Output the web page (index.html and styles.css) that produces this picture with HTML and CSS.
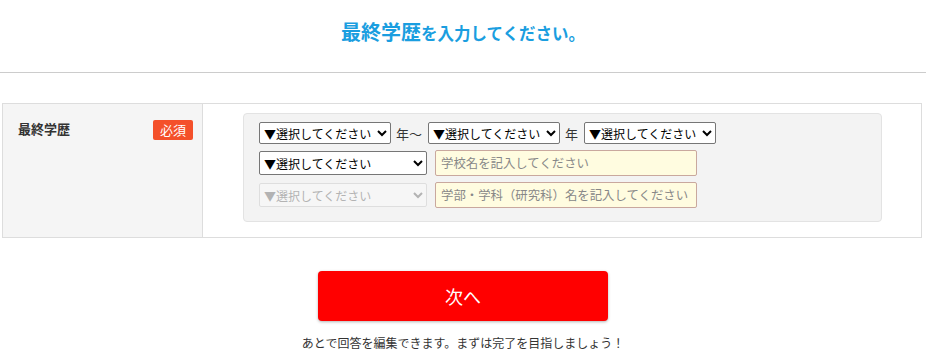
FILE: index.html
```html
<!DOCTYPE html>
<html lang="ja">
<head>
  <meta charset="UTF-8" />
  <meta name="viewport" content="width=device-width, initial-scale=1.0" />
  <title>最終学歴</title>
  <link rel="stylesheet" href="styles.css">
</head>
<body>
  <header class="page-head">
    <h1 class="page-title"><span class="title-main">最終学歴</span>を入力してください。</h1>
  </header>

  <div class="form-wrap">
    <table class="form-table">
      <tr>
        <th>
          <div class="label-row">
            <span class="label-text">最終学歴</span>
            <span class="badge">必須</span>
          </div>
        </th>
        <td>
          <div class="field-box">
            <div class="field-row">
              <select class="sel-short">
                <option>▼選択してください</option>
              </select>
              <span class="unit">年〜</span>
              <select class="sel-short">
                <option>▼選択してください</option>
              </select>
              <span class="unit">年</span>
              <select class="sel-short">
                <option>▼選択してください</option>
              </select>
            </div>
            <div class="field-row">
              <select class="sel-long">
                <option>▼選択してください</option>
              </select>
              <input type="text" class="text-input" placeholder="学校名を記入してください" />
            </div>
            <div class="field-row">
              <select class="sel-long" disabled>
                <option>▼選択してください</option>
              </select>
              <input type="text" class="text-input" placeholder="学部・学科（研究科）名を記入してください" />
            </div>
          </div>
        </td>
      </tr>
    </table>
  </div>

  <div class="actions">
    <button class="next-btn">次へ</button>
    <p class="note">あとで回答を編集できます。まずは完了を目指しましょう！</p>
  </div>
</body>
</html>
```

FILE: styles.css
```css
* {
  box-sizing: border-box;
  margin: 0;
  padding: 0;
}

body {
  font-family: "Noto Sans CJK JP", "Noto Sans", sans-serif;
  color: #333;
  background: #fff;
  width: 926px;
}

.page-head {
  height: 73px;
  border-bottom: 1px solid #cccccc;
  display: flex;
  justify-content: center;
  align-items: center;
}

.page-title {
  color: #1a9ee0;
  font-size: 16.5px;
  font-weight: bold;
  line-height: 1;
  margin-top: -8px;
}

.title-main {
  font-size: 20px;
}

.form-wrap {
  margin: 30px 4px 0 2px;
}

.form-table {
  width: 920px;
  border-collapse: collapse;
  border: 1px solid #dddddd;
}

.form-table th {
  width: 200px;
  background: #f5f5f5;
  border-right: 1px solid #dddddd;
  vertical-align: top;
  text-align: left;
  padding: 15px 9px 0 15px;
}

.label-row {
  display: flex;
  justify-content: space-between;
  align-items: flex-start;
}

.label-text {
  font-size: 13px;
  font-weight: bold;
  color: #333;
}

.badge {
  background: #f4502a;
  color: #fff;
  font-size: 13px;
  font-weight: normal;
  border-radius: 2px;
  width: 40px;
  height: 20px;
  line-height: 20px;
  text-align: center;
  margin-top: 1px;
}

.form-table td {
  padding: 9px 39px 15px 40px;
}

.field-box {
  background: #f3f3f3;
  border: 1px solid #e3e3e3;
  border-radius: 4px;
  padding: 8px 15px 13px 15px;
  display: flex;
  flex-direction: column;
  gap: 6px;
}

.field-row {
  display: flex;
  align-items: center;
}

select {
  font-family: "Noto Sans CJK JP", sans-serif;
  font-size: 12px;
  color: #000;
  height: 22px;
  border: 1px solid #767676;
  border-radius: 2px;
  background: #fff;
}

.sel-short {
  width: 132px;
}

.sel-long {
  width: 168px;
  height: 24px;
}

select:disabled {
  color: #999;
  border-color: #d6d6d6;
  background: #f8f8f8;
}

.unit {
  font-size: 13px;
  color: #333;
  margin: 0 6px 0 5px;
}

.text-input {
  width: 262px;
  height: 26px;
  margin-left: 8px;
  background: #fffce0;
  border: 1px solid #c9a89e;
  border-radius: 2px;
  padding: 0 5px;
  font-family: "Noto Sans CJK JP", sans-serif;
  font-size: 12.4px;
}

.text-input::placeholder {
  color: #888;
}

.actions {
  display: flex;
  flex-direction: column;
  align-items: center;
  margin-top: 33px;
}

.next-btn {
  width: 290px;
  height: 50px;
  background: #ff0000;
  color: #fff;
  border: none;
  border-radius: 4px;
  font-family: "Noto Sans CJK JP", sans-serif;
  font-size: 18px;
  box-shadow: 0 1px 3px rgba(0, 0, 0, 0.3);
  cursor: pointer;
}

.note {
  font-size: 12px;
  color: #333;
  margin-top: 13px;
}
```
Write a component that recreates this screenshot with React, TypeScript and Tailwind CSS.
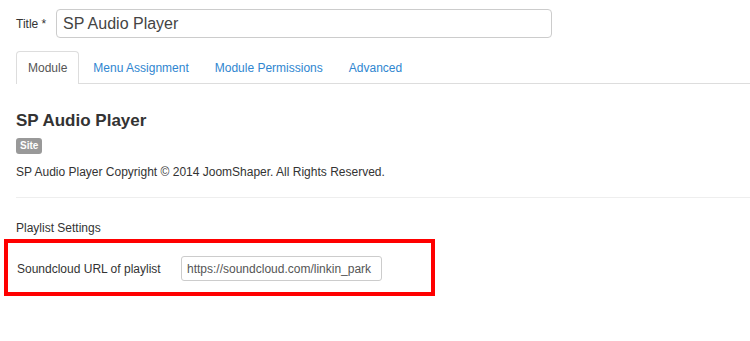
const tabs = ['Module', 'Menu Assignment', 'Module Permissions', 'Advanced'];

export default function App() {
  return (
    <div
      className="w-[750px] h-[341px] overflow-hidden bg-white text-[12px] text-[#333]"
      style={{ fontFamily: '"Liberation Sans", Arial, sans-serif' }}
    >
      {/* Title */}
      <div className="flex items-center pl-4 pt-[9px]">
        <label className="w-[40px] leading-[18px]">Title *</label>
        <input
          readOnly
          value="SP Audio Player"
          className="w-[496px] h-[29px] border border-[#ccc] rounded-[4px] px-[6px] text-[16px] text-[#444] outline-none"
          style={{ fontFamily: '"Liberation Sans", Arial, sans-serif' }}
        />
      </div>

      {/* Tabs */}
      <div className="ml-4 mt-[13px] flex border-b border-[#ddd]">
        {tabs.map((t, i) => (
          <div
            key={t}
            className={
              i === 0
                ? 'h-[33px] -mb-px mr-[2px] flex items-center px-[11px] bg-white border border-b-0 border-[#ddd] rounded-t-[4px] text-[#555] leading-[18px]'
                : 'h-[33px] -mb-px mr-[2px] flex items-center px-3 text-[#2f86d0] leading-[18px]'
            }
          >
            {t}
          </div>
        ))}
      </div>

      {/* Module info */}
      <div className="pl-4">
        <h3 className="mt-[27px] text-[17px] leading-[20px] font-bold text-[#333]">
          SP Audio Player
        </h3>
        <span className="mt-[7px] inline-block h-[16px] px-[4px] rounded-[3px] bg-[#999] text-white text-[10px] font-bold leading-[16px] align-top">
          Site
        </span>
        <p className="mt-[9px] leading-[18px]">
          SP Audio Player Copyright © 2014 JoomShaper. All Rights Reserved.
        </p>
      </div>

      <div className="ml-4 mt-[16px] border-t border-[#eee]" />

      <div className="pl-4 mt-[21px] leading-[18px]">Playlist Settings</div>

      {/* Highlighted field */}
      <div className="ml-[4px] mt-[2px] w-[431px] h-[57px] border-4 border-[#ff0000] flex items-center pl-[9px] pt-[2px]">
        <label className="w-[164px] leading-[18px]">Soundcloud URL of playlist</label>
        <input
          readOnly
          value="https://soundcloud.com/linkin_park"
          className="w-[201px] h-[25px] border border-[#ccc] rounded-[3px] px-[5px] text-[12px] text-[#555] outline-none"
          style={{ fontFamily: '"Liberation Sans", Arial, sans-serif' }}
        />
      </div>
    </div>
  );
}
= = = = = = =
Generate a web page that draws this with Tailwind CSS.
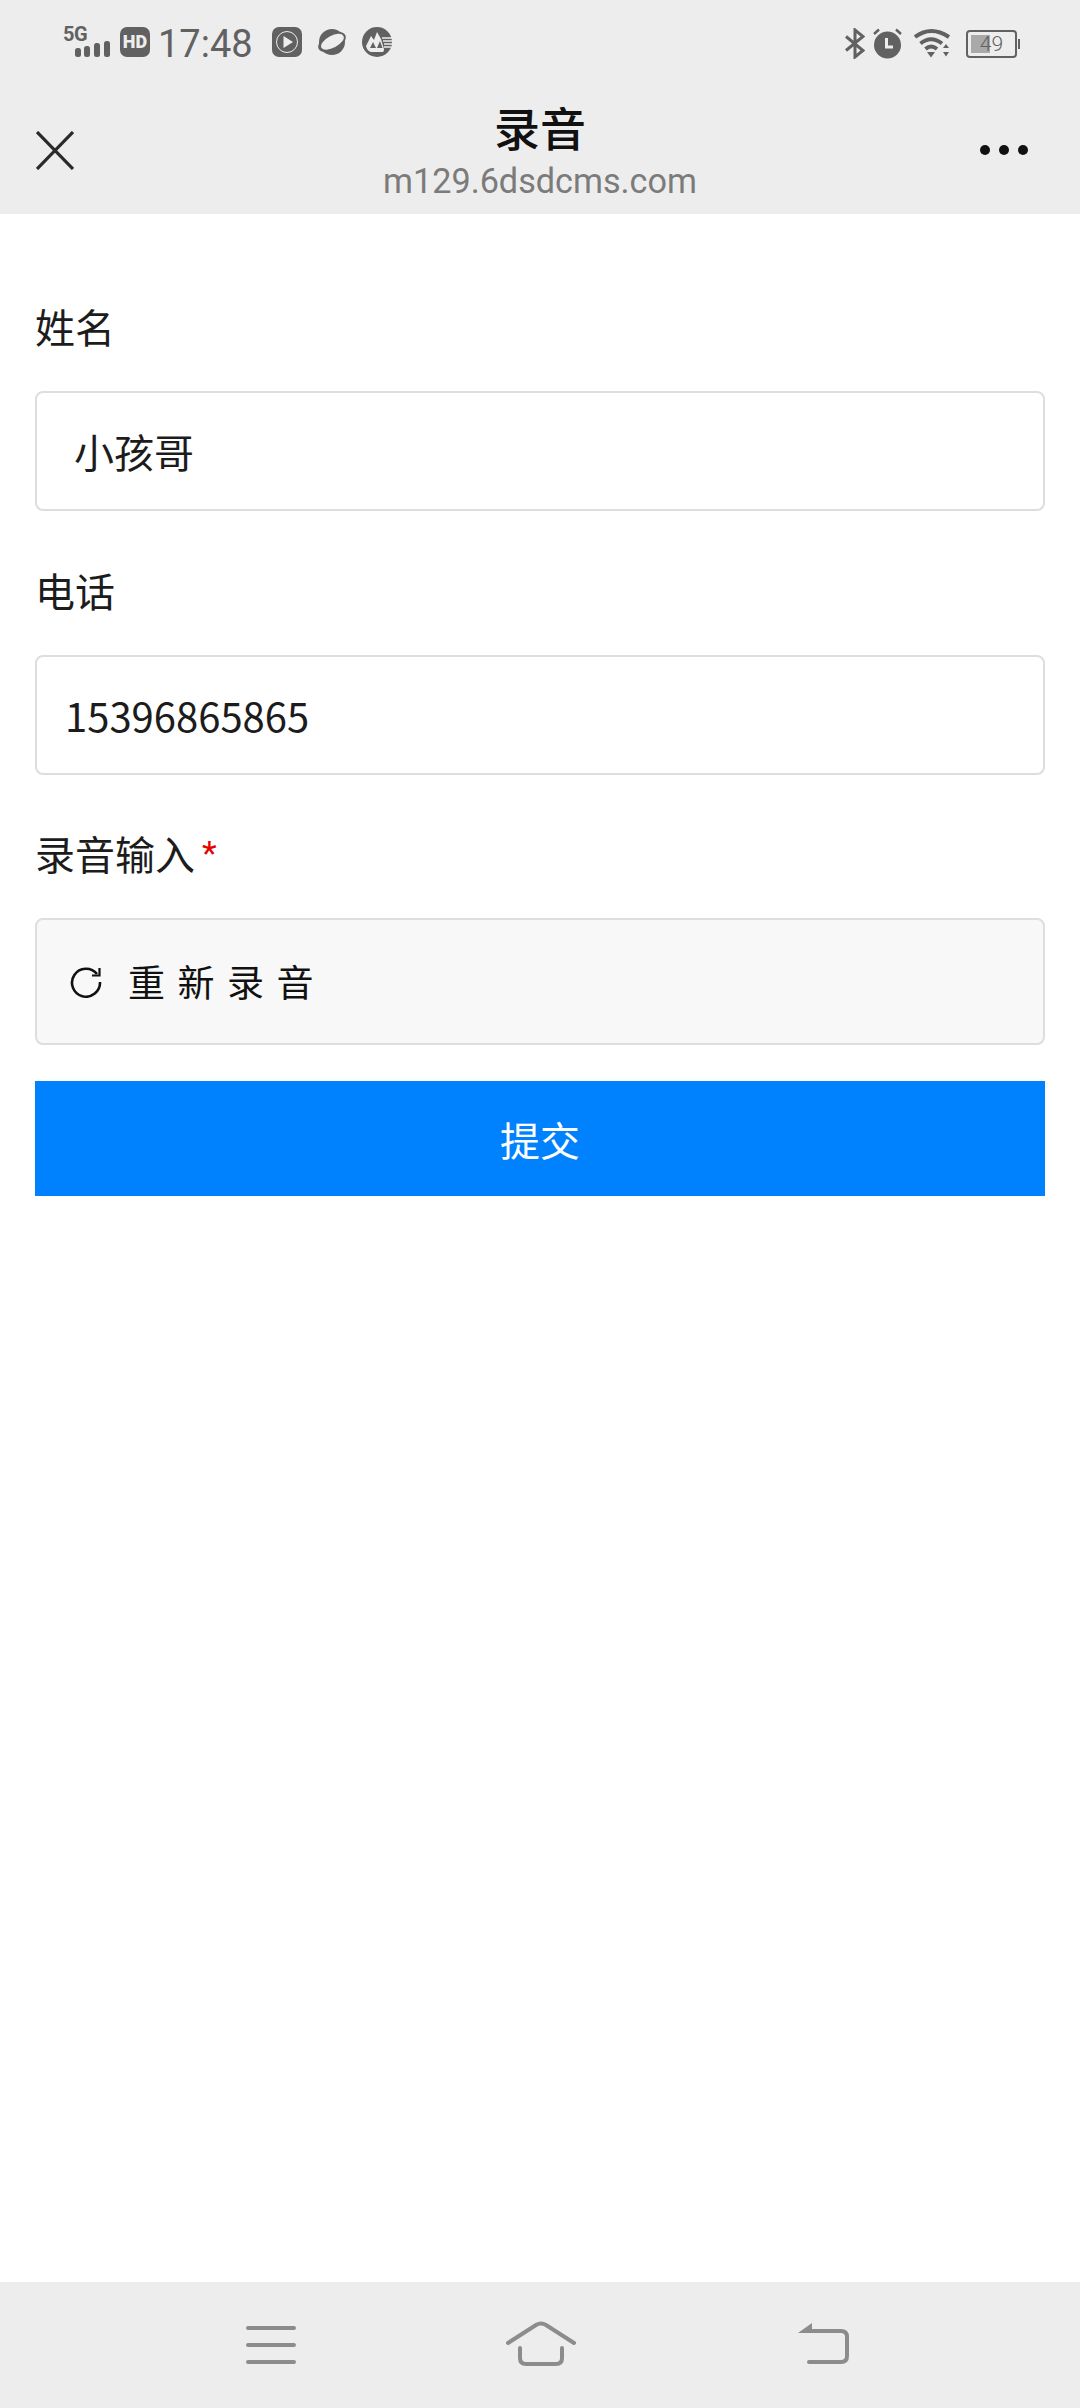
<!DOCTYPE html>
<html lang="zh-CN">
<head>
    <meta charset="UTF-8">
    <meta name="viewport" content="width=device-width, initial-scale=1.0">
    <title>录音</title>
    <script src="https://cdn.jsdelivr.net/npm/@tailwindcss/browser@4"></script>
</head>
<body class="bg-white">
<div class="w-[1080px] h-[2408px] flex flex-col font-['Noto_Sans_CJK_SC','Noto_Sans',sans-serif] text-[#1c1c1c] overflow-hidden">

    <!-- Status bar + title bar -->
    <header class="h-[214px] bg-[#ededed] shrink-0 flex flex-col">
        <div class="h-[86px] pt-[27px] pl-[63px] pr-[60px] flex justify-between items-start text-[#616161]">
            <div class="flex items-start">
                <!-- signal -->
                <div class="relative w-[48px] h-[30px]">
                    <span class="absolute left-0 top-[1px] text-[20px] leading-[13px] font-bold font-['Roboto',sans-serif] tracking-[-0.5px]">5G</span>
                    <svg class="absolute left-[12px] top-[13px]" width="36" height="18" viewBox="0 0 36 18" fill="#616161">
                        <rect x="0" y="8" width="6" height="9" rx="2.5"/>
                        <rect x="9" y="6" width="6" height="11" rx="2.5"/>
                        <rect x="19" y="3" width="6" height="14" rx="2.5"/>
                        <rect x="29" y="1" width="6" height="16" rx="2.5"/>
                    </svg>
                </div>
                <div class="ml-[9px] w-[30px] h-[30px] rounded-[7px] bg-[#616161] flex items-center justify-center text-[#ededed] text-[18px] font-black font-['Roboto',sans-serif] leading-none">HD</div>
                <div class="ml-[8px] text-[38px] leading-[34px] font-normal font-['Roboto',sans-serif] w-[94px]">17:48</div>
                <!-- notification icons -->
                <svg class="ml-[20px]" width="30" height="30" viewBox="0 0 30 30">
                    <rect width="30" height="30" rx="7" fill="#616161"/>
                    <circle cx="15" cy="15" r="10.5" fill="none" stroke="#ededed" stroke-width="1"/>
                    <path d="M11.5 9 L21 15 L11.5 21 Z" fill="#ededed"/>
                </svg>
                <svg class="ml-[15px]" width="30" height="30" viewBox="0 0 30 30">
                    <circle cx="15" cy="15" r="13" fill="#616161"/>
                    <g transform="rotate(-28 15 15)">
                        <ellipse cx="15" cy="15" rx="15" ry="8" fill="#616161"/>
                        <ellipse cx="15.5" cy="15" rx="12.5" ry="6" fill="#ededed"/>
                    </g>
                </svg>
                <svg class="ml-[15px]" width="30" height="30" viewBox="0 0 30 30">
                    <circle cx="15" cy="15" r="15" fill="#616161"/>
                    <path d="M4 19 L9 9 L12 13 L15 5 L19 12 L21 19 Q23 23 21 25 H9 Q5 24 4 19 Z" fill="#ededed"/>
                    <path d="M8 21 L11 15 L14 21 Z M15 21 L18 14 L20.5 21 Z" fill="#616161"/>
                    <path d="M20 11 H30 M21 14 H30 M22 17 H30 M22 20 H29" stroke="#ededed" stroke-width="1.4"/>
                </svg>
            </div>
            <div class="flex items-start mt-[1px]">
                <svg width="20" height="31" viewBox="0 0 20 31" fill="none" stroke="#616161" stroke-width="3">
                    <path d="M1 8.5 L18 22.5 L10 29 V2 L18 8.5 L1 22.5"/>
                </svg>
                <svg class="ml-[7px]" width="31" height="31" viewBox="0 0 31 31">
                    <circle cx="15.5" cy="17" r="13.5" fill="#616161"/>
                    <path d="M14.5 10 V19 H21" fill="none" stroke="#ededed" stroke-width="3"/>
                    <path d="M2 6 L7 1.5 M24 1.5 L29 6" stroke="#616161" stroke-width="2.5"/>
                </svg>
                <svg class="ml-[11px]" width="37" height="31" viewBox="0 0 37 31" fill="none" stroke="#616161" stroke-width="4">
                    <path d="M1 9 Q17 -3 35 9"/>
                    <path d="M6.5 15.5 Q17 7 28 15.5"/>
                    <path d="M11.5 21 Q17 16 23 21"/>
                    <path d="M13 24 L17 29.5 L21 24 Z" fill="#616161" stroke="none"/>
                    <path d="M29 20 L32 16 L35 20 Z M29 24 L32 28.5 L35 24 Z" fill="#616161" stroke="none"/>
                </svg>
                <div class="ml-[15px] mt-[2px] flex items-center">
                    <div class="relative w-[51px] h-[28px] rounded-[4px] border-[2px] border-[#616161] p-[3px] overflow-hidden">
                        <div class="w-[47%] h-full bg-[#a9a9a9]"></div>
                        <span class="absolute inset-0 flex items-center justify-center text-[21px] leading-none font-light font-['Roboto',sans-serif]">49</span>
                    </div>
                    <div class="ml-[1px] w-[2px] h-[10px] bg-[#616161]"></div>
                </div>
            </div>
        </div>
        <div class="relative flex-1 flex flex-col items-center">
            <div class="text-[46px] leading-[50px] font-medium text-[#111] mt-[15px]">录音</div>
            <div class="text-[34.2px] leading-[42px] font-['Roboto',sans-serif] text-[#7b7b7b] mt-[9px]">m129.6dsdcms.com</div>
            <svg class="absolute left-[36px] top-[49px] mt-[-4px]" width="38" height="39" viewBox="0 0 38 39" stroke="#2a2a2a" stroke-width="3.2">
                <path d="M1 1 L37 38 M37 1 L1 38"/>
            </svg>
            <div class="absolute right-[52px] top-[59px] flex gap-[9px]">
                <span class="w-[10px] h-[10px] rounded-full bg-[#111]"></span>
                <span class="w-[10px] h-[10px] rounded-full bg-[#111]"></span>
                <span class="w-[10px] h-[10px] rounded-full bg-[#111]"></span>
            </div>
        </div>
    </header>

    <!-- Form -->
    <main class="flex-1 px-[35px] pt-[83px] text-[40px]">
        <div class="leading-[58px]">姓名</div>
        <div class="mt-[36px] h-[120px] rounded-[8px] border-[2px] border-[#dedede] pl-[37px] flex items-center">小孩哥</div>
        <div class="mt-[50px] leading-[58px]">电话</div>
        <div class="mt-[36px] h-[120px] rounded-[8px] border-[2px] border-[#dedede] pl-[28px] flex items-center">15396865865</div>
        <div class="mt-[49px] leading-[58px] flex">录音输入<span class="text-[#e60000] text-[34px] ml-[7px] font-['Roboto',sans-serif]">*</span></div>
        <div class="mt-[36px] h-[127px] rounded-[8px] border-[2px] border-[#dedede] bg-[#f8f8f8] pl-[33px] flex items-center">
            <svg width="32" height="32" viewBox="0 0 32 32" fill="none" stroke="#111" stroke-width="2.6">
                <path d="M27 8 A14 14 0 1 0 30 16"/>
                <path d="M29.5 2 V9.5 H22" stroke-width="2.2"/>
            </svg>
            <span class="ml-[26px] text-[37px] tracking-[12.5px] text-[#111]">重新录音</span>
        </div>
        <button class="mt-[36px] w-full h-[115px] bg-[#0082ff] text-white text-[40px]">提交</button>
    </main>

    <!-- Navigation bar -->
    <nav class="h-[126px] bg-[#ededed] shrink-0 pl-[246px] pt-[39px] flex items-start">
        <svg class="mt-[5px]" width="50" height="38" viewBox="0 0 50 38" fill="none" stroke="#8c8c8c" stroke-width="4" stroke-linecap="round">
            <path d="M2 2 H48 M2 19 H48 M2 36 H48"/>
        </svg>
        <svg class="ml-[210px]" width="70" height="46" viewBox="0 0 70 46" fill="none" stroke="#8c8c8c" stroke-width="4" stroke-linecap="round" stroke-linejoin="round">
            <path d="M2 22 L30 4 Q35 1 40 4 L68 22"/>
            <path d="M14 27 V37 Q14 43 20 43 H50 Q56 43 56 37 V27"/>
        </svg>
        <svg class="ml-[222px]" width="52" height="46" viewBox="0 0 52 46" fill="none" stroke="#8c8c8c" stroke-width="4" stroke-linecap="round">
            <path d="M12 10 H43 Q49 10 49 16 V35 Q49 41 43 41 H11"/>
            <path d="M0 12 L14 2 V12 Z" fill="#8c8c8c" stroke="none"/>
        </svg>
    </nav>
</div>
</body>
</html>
= = = = = = =
§ **Problem requirements**: Nothing but the lines above, starting at the line that contains "Generate a web" and ending at the line that contains "h-[2408px] flex flex-col", should be given again, exactly and without the pictures.

§ **Response to this exercise**:
Generate a web page that draws this with Tailwind CSS.
<!DOCTYPE html>
<html lang="zh-CN">
<head>
    <meta charset="UTF-8">
    <meta name="viewport" content="width=device-width, initial-scale=1.0">
    <title>录音</title>
    <script src="https://cdn.jsdelivr.net/npm/@tailwindcss/browser@4"></script>
</head>
<body class="bg-white">
<div class="w-[1080px] h-[2408px] flex flex-col font-['Noto_Sans_CJK_SC','Noto_Sans',sans-serif] text-[#1c1c1c] overflow-hidden">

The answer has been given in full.